Ohio Northern University has received a substantial grant from the National Science Foundation (NSF) to fund scholarships for students in the third and fourth years of the University’s engineering education and math education programs.

The five-year grant, which began May 1, is initially for $777,000 and is expected to eventually total approximately $1.2 million. The funding source is the Robert Noyce Teacher Scholarship Program.

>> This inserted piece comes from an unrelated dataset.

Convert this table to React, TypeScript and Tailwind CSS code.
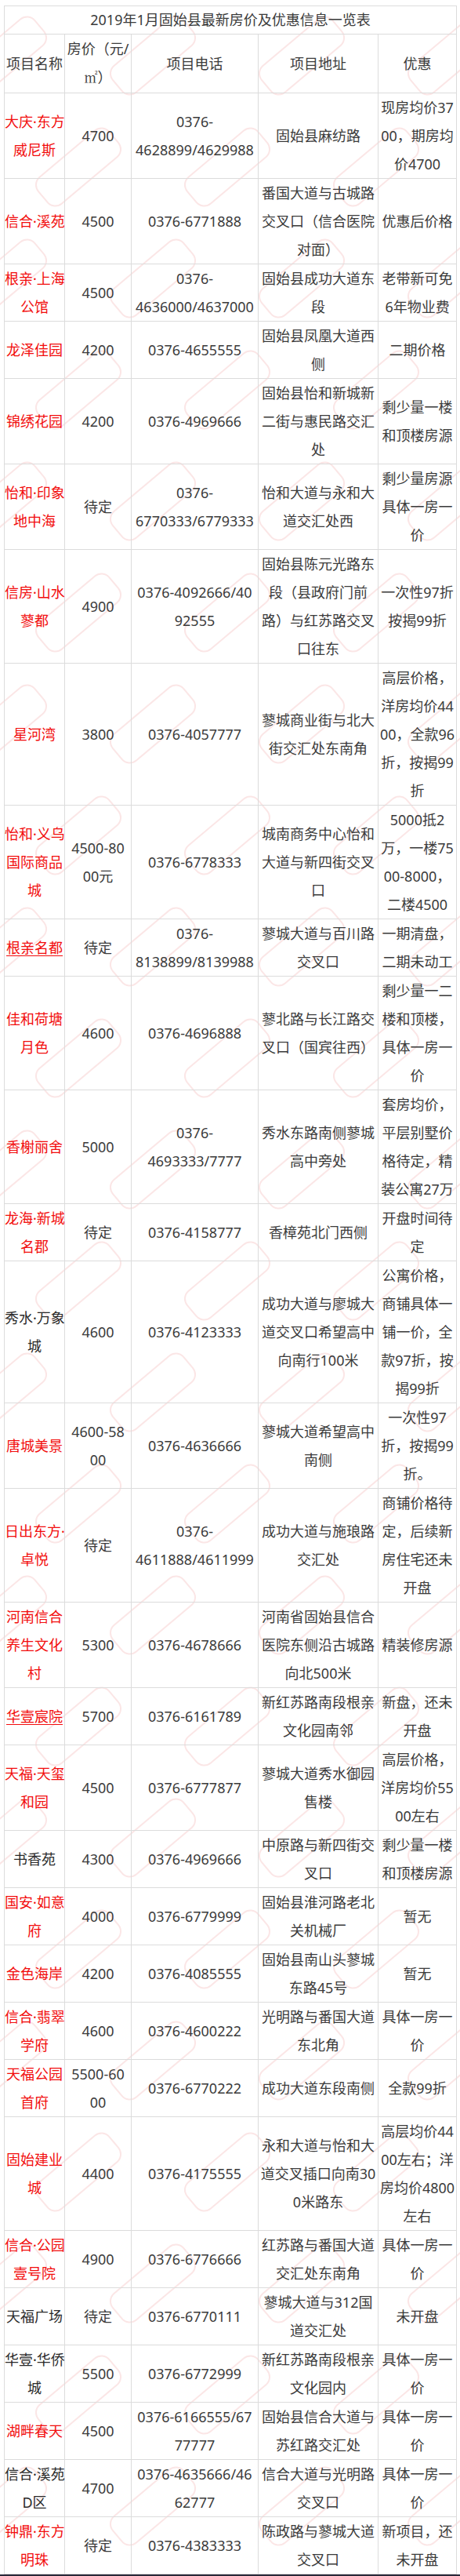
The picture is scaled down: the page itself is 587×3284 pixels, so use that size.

The first two-year scholarships will be awarded to current ONU students in the fall of the 2018-19 academic year. Students earning the scholarships will then fulfill a two-year commitment for every year of scholarship they receive, upon graduation, to teach in a school district in the United States that that meets one of the following criteria: a high percentage of students from families with incomes below the poverty line, a higher percentage of secondary school teachers not teaching in the content area in which they were trained, or a high teacher-turnover rate.
 
A goal is to fund an average of eight students per year during the course of the five-year program.
 
The average scholarship award will be $20,000 per student per year, based on the students’ financial needs, and the minimum amount will be $10,000. The scholarships funded by the NSF Robert Noyce Teacher Scholarship program are in addition to scholarships the students may have already earned from ONU, the Choose Ohio First grants and the federal TEACH Grant. The goal is to offer selected ONU students a financial package that fully supports their final two years of college.
 
Students will be selected based on their commitment and potential to successfully enter the teaching profession. Criteria include being a math education or engineering education major, achieving a minimum grade-point average of 2.5, and demonstrating a commitment to teaching through activities such as participation in educational outreach events or other experiential learning activities offered by ONU.

The project, “Ohio Excels: Preparing highly qualified educators through the integration of engineering and mathematics,” was designed and submitted by ONU faculty members Todd France, Adrienne Goss, Tena L. Roepke and Thomas Zechman. France is an engineering education faculty member; Goss, an education faculty member; Roepke, a mathematics faculty member; and Zechman, a civil engineering faculty member.